Word for word, restate the lines from the start of the data below through the line containing "rounded-[4px] border border-[#959fad]".

+++

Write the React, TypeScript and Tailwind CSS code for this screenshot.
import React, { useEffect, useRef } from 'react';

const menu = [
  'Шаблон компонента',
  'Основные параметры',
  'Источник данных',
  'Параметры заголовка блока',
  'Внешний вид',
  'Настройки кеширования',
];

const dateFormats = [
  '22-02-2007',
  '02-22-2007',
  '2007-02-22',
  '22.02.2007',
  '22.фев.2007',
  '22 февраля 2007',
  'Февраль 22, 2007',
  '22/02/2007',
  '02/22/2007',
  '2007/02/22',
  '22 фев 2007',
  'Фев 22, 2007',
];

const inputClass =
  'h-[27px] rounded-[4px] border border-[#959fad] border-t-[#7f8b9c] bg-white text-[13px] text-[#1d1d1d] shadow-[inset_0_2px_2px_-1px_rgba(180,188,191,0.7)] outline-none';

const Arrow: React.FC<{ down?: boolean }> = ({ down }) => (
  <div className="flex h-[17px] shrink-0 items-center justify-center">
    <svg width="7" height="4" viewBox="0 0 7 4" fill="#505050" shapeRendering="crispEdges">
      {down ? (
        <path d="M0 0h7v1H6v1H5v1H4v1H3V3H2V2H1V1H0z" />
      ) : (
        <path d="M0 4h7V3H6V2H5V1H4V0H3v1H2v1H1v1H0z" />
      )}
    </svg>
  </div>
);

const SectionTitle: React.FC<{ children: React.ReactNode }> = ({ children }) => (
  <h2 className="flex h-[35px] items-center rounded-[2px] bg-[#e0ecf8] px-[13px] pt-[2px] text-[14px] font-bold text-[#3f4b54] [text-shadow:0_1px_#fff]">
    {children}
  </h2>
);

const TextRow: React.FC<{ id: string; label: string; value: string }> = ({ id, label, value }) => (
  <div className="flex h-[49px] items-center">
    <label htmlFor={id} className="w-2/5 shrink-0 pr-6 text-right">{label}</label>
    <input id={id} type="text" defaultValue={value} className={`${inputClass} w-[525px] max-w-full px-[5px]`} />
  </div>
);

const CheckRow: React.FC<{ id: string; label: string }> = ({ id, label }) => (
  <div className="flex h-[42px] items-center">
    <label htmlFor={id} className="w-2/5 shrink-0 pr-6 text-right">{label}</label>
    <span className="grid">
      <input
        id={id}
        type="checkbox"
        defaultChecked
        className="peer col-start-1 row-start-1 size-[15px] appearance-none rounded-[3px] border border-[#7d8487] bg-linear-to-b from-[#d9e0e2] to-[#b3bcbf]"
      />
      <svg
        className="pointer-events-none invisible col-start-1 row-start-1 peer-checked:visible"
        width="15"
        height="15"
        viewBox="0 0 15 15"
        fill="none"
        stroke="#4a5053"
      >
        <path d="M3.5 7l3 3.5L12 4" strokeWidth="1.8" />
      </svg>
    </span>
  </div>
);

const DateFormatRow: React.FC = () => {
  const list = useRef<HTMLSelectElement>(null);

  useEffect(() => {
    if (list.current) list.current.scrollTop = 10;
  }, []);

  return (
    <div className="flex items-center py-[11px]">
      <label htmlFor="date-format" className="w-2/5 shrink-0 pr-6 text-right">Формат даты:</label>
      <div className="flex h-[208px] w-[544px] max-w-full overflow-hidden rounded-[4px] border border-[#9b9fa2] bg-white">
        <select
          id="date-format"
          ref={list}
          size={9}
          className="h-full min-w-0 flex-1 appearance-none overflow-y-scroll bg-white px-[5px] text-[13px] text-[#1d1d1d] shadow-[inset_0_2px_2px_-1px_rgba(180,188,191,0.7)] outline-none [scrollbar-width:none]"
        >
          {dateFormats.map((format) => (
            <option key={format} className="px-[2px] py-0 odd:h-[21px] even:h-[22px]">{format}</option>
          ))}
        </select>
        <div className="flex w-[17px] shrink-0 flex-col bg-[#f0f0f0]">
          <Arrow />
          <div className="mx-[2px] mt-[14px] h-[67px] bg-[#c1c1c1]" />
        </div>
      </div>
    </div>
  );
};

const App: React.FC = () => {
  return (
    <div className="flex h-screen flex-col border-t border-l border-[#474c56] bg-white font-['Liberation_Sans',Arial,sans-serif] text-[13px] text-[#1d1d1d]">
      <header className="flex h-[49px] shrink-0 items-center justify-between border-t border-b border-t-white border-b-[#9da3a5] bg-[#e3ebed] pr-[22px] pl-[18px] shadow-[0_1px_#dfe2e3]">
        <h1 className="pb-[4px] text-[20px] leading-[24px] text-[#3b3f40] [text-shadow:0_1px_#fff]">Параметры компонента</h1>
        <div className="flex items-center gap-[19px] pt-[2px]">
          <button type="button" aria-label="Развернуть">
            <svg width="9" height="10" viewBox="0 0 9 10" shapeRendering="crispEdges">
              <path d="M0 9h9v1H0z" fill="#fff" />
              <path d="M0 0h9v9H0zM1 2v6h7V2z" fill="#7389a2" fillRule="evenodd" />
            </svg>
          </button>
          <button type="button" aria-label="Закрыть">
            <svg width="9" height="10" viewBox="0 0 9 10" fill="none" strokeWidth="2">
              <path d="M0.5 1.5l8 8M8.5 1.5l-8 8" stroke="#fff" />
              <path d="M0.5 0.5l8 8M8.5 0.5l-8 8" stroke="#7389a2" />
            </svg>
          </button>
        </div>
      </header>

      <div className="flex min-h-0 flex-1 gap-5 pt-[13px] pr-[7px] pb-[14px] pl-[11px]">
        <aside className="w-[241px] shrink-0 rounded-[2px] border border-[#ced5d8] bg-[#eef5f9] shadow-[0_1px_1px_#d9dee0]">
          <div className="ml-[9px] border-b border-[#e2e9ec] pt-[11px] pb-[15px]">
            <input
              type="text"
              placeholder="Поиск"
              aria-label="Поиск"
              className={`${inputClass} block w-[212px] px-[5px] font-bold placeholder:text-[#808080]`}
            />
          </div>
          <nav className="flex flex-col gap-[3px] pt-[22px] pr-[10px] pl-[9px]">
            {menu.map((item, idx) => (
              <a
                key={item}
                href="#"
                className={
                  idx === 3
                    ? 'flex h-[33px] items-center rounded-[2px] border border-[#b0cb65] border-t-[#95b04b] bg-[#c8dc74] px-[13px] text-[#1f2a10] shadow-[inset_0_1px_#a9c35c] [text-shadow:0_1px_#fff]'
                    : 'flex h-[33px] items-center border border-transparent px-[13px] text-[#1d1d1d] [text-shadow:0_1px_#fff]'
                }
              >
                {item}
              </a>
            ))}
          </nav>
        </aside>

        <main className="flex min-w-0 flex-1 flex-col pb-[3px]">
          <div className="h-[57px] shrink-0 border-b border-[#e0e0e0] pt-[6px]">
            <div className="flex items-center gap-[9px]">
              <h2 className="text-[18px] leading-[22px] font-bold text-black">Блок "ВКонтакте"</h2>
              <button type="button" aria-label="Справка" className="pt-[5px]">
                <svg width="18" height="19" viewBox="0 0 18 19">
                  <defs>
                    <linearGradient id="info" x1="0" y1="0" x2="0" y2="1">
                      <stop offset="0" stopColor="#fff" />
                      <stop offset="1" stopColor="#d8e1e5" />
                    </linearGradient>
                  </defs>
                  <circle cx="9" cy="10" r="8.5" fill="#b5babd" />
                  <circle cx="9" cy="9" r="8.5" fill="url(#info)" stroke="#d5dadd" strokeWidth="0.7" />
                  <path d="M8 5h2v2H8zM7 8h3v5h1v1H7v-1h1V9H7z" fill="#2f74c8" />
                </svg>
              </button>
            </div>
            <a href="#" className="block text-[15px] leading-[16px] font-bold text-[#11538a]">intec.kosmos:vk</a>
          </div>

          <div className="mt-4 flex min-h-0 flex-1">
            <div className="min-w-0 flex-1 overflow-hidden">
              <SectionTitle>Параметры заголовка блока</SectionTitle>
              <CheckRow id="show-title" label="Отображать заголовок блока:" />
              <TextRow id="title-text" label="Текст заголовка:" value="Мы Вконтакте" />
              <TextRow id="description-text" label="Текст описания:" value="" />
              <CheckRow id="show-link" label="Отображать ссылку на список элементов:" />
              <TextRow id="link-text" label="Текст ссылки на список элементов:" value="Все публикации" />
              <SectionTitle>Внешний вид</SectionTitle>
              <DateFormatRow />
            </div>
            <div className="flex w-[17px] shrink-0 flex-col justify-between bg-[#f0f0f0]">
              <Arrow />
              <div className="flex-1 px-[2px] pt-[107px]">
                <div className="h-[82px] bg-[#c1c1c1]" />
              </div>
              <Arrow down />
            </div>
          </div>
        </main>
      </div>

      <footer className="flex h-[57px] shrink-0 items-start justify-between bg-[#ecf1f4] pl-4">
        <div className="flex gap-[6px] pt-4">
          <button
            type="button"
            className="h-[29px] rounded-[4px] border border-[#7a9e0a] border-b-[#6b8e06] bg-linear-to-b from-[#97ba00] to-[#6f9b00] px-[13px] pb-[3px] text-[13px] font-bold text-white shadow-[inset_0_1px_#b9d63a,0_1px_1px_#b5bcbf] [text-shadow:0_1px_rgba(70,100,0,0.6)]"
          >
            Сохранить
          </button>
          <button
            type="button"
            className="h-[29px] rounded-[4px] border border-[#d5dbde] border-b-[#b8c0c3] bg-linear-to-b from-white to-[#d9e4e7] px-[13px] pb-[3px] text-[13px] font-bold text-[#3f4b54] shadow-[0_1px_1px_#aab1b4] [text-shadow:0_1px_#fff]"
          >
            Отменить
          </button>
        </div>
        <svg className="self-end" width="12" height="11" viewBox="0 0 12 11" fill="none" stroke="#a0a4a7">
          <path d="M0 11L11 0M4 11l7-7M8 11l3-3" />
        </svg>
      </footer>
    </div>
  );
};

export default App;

+++

SOLUTION FOR THIS EXERCISE
Write the React, TypeScript and Tailwind CSS code for this screenshot.
import React, { useEffect, useRef } from 'react';

const menu = [
  'Шаблон компонента',
  'Основные параметры',
  'Источник данных',
  'Параметры заголовка блока',
  'Внешний вид',
  'Настройки кеширования',
];

const dateFormats = [
  '22-02-2007',
  '02-22-2007',
  '2007-02-22',
  '22.02.2007',
  '22.фев.2007',
  '22 февраля 2007',
  'Февраль 22, 2007',
  '22/02/2007',
  '02/22/2007',
  '2007/02/22',
  '22 фев 2007',
  'Фев 22, 2007',
];

const inputClass =
  'h-[27px] rounded-[4px] border border-[#959fad] border-t-[#7f8b9c] bg-white text-[13px] text-[#1d1d1d] shadow-[inset_0_2px_2px_-1px_rgba(180,188,191,0.7)] outline-none';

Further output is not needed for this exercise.